START
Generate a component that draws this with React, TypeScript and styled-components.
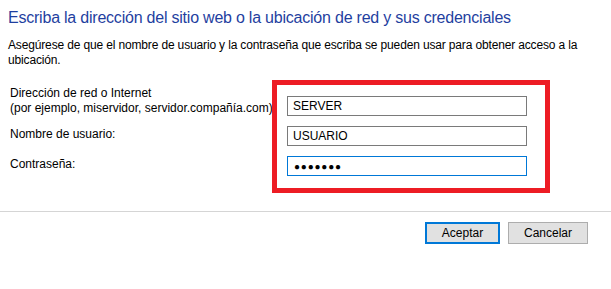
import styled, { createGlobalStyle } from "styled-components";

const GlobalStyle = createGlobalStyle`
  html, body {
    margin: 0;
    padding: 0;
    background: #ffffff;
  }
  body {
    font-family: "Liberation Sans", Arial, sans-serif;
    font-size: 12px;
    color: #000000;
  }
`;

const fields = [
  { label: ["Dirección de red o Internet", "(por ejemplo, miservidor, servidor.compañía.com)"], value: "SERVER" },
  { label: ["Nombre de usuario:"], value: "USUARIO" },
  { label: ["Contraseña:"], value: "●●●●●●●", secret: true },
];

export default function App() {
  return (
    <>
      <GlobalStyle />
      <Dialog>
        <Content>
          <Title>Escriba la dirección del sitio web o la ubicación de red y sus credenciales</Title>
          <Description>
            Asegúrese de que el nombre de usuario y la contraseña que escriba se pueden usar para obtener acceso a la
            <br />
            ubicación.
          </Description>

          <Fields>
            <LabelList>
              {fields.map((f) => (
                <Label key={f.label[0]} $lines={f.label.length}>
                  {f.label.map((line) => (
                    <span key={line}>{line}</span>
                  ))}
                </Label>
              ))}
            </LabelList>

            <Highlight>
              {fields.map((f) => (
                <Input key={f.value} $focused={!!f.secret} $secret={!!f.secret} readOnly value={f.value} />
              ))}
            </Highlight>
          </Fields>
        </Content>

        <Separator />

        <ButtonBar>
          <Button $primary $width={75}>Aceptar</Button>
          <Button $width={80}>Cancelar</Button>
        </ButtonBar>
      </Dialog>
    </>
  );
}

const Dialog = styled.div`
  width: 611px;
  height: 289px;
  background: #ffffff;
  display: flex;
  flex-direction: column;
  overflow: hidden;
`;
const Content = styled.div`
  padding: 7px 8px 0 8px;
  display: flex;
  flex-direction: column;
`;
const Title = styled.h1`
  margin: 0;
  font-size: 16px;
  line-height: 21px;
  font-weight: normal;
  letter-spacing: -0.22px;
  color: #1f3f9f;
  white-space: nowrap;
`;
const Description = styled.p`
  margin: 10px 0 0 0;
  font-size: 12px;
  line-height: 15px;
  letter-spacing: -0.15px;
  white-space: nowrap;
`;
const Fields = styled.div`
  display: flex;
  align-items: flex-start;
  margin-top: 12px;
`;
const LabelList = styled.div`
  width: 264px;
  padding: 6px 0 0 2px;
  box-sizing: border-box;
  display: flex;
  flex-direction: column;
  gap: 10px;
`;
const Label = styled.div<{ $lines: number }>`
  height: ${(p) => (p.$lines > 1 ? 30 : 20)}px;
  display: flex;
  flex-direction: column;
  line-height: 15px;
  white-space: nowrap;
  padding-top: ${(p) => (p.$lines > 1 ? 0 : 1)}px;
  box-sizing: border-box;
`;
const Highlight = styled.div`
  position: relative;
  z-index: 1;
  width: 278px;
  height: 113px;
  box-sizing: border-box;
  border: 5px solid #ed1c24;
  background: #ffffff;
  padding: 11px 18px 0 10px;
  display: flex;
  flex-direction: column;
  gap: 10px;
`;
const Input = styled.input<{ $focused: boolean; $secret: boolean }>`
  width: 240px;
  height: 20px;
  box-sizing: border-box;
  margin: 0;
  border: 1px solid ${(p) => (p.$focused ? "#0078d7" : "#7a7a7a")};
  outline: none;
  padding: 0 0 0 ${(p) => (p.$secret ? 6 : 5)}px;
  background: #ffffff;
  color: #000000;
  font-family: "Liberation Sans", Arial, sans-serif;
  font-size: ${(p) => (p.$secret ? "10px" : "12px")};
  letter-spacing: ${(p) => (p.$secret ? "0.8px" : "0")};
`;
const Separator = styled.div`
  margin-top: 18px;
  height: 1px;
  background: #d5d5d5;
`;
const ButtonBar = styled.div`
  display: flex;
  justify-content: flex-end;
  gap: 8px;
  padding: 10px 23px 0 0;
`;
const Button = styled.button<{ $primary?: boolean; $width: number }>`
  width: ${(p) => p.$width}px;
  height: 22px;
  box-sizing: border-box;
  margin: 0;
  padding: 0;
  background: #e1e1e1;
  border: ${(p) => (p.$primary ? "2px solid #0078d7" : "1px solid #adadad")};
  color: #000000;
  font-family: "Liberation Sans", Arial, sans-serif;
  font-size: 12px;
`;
END
Scan the material for lines with the word "components", and copy each line you find.

Generate a component that draws this with React, TypeScript and styled-components.
import styled, { createGlobalStyle } from "styled-components";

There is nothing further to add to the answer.